Luxury derailed by war in Iran

Overall, luxury, an important sector for Europe, was on the road to recovery, but it has been derailed by the war in the Middle East, which is a major market for these brands. Even prospects of a prolonged ceasefire can’t help Hermes’ share price this morning, as the market assesses the structural hit to luxury demand from the conflict. With supply chains in the region at a standstill, the overhang from this conflict on the luxury names could be prolonged and it may take time for their stock prices to fully recover.

Tech is dominating the stock market discussion right now, and tech stocks such as Oracle, Amazon, Tesla, Google and Microsoft have been top performers this week, with a huge uplift in demand for Oracle shares, on Tuesday relative volume in Oracle was 2.2 times its normal rate. Further gains are expected on Wednesday and if the tech giants continue to extend gains this will make it easier for US indices to make fresh record highs.

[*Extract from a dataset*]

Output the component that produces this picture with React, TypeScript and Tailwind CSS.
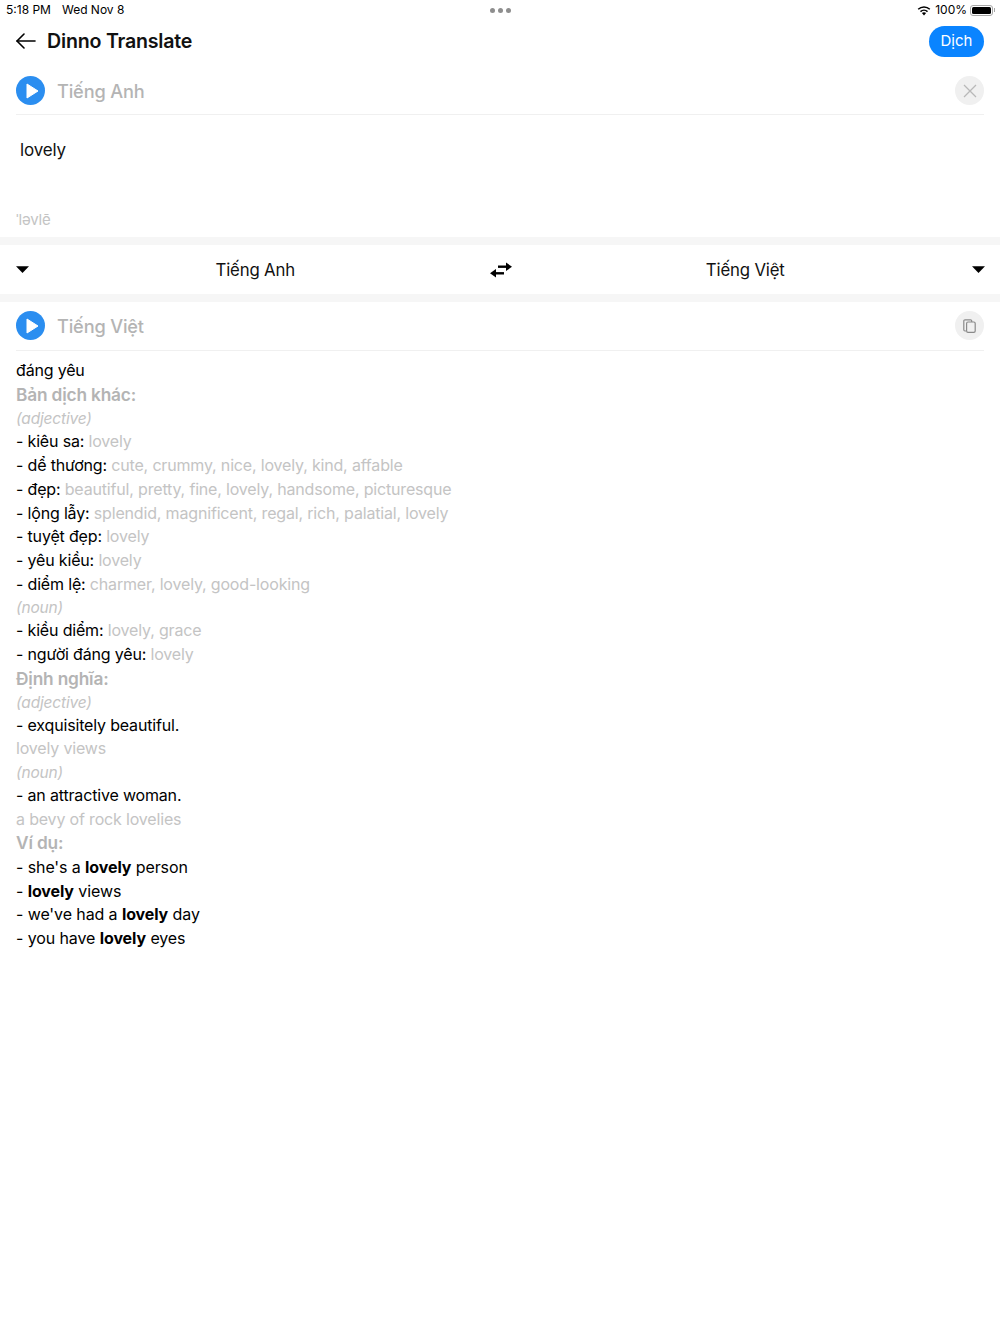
const font = { fontFamily: 'Inter, "Noto Sans", sans-serif' };

function PlayButton() {
  return (
    <div className="w-[29px] h-[29px] rounded-full bg-[#2b8ef0] flex items-center justify-center flex-shrink-0">
      <svg width="13" height="16" viewBox="0 0 13 16" className="ml-[3px]">
        <path d="M1 1 L12 8 L1 15 Z" fill="#fff" stroke="#fff" strokeWidth="1" strokeLinejoin="round" />
      </svg>
    </div>
  );
}

function Caret() {
  return (
    <svg width="13" height="7" viewBox="0 0 13 7">
      <path d="M0 0.3 H13 L6.5 7 Z" fill="#000" />
    </svg>
  );
}

function BackArrow() {
  return (
    <svg width="20" height="16" viewBox="0 0 20 16" fill="none" stroke="#000" strokeWidth="1.6" strokeLinecap="round" strokeLinejoin="round">
      <path d="M1 8 H19" />
      <path d="M8 1 L1 8 L8 15" />
    </svg>
  );
}

function CloseIcon() {
  return (
    <svg width="14" height="14" viewBox="0 0 14 14" fill="none" stroke="#b8b8b8" strokeWidth="1.3">
      <path d="M1 1 L13 13 M13 1 L1 13" />
    </svg>
  );
}

function CopyIcon() {
  return (
    <svg width="13" height="14" viewBox="0 0 13 14" fill="none" stroke="#8a8a8a" strokeWidth="1.2">
      <path d="M3 12 H2 A1.2 1.2 0 0 1 0.8 10.8 V2 A1.2 1.2 0 0 1 2 0.8 H7.5 A1.2 1.2 0 0 1 8.7 2 V3" />
      <rect x="3.6" y="3" width="8.6" height="10.4" rx="1.4" />
    </svg>
  );
}

function SwapIcon() {
  return (
    <svg width="22" height="16" viewBox="0 0 22 16">
      <path d="M8 4.7 H17" stroke="#000" strokeWidth="2.4" />
      <path d="M16 0.5 L22 4.7 L16 9 Z" fill="#000" />
      <path d="M14 11.3 H5" stroke="#000" strokeWidth="2.4" />
      <path d="M6 7 L0 11.3 L6 15.5 Z" fill="#000" />
    </svg>
  );
}

function WifiIcon() {
  return (
    <svg width="14" height="11" viewBox="0 0 14 11">
      <path d="M7 10.5 L4.9 8.1 A3.2 3.2 0 0 1 9.1 8.1 Z" fill="#000" />
      <path d="M3.5 6.6 A5.2 5.2 0 0 1 10.5 6.6" stroke="#000" strokeWidth="1.5" fill="none" />
      <path d="M1.2 4.2 A8.4 8.4 0 0 1 12.8 4.2" stroke="#000" strokeWidth="1.5" fill="none" />
    </svg>
  );
}

const translations = [
  { word: 'kiêu sa', rest: 'lovely' },
  { word: 'dể thương', rest: 'cute, crummy, nice, lovely, kind, affable' },
  { word: 'đẹp', rest: 'beautiful, pretty, fine, lovely, handsome, picturesque' },
  { word: 'lộng lẫy', rest: 'splendid, magnificent, regal, rich, palatial, lovely' },
  { word: 'tuyệt đẹp', rest: 'lovely' },
  { word: 'yêu kiều', rest: 'lovely' },
  { word: 'diểm lệ', rest: 'charmer, lovely, good-looking' },
];

const nouns = [
  { word: 'kiều diểm', rest: 'lovely, grace' },
  { word: 'người đáng yêu', rest: 'lovely' },
];

function Term({ word, rest }: { word: string; rest: string }) {
  return (
    <div className="h-[23.8px] leading-[23.8px] text-black">
      - {word}: <span className="text-[#c4c4c4]">{rest}</span>
    </div>
  );
}

function Heading({ children }: { children: string }) {
  return <div className="h-[24px] leading-[24px] font-semibold text-[17.3px] text-[#b4b4b4]">{children}</div>;
}

function Kind({ children, className }: { children: string; className?: string }) {
  return <div className={`h-[23.2px] leading-[24.8px] italic text-[15.5px] text-[#c4c4c4] ${className ?? ''}`}>{children}</div>;
}

function Example({ before, after }: { before: string; after: string }) {
  return (
    <div className="h-[23.7px] leading-[23.7px] text-black tracking-[-0.1px]">
      - {before}<span className="font-bold">lovely</span> {after}
    </div>
  );
}

export default function App() {
  return (
    <div className="w-[1000px] h-[1334px] bg-white overflow-hidden tracking-[-0.17px]" style={font}>
      <div className="h-[20px] pl-[6px] pr-[5px] grid grid-cols-[1fr_auto_1fr] items-center text-[12px] text-black tracking-normal">
        <div className="flex gap-[11px]">
          <span>5:18 PM</span>
          <span>Wed Nov 8</span>
        </div>
        <div className="flex gap-[3px]">
          <div className="w-[5px] h-[5px] rounded-full bg-[#8e8e8e]" />
          <div className="w-[5px] h-[5px] rounded-full bg-[#8e8e8e]" />
          <div className="w-[5px] h-[5px] rounded-full bg-[#8e8e8e]" />
        </div>
        <div className="flex items-center justify-end gap-[3px]">
          <WifiIcon />
          <span className="ml-[1px]">100%</span>
          <div className="w-[23px] h-[11px] rounded-[3px] border border-[#a8a8a8] p-[1px]">
            <div className="w-full h-full bg-black rounded-[1.5px]" />
          </div>
          <div className="w-[1px] h-[4px] -ml-[2px] bg-[#a8a8a8]" />
        </div>
      </div>

      <div className="h-[42px] pl-[16px] pr-[16px] flex items-center justify-between">
        <div className="flex items-center gap-[11px]">
          <BackArrow />
          <span className="text-[19.6px] font-semibold text-[#111] tracking-[-0.2px] pt-[2px]">Dinno Translate</span>
        </div>
        <div className="h-[31px] w-[55px] rounded-full bg-[#0a84ff] text-white text-[15px] flex items-center justify-center tracking-normal">Dịch</div>
      </div>

      <div className="mx-[16px] h-[53px] pt-[14px] border-b border-[#f0f0f0] flex items-start justify-between">
        <div className="flex items-center gap-[12px]">
          <PlayButton />
          <span className="text-[18.2px] font-medium text-[#b4b4b4] pt-[2px]">Tiếng Anh</span>
        </div>
        <div className="w-[29px] h-[29px] rounded-full bg-[#f0f0f0] flex items-center justify-center">
          <CloseIcon />
        </div>
      </div>

      <div className="h-[122px] px-[16px] flex flex-col justify-between">
        <div className="pl-[4px] pt-[23px] text-[17px] leading-[24px] text-[#111]">lovely</div>
        <div className="text-[15px] leading-[20px] pb-[7px] text-[#c4c4c4]">ˈləvlē</div>
      </div>

      <div className="h-[8px] bg-[#f6f6f6]" />

      <div className="h-[49px] pl-[16px] pr-[15px] grid grid-cols-[1fr_auto_1fr] items-center">
        <div className="flex items-center">
          <Caret />
          <span className="flex-1 text-center text-[16.8px] text-[#111] pl-[3px] pt-[2px]">Tiếng Anh</span>
        </div>
        <div className="w-[44px] flex justify-center">
          <SwapIcon />
        </div>
        <div className="flex items-center">
          <span className="flex-1 text-center text-[16.8px] text-[#111] pr-[4px] pt-[2px]">Tiếng Việt</span>
          <Caret />
        </div>
      </div>

      <div className="h-[8px] bg-[#f6f6f6]" />

      <div className="mx-[16px] h-[49px] pt-[9px] border-b border-[#f0f0f0] flex items-start justify-between">
        <div className="flex items-center gap-[12px]">
          <PlayButton />
          <span className="text-[18.2px] font-medium text-[#b4b4b4] pt-[2px]">Tiếng Việt</span>
        </div>
        <div className="w-[29px] h-[29px] rounded-full bg-[#f0f0f0] flex items-center justify-center">
          <CopyIcon />
        </div>
      </div>

      <div className="px-[16px] pt-[7px] text-[16px]">
        <div className="h-[25px] leading-[24px] text-black">đáng yêu</div>
        <Heading>Bản dịch khác:</Heading>
        <Kind>(adjective)</Kind>
        {translations.map((t, i) => <Term key={i} word={t.word} rest={t.rest} />)}
        <Kind className="-mt-[0.6px] -mb-[0.2px]">(noun)</Kind>
        {nouns.map((t, i) => <Term key={i} word={t.word} rest={t.rest} />)}
        <Heading>Định nghĩa:</Heading>
        <Kind className="-mb-[0.4px]">(adjective)</Kind>
        <div className="h-[23.6px] leading-[23.6px] text-black">- exquisitely beautiful.</div>
        <div className="h-[23.6px] leading-[23.6px] text-[#c4c4c4]">lovely views</div>
        <Kind>(noun)</Kind>
        <div className="h-[23.4px] leading-[23.4px] text-black">- an attractive woman.</div>
        <div className="h-[24px] leading-[24px] text-[#c4c4c4]">a bevy of rock lovelies</div>
        <Heading>Ví dụ:</Heading>
        <div className="pt-[0.6px]">
          <Example before="she's a " after="person" />
          <Example before="" after="views" />
          <Example before="we've had a " after="day" />
          <Example before="you have " after="eyes" />
        </div>
      </div>
    </div>
  );
}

Chip makers could struggle as market focuses on software

It is worth watching Nvidia’s share price as it is the weakest of the mega cap tech stocks today in the pre-market. This follows ASML’s earnings report, which has failed to move the dial for the share price. The company reported revenues of EUR 8.8bn in Q1, gross margin was at the top end of guidance, and the company lifted 2026 full year guidance to EUR 36-40BN. The company also announced a dividend as well as committing to its share buyback programme for 2026-2028. China was a weak spot for the company, and we expect this to continue. The muted reaction to the share price is a sign that the market is looking beyond the hardware makers of AI tech and back towards the software companies, which have seen large valuation drops in recent months. If this is a tech valuation play, then Nvidia and ASML could struggle to keep pace with the likes of Oracle and Microsoft going forward.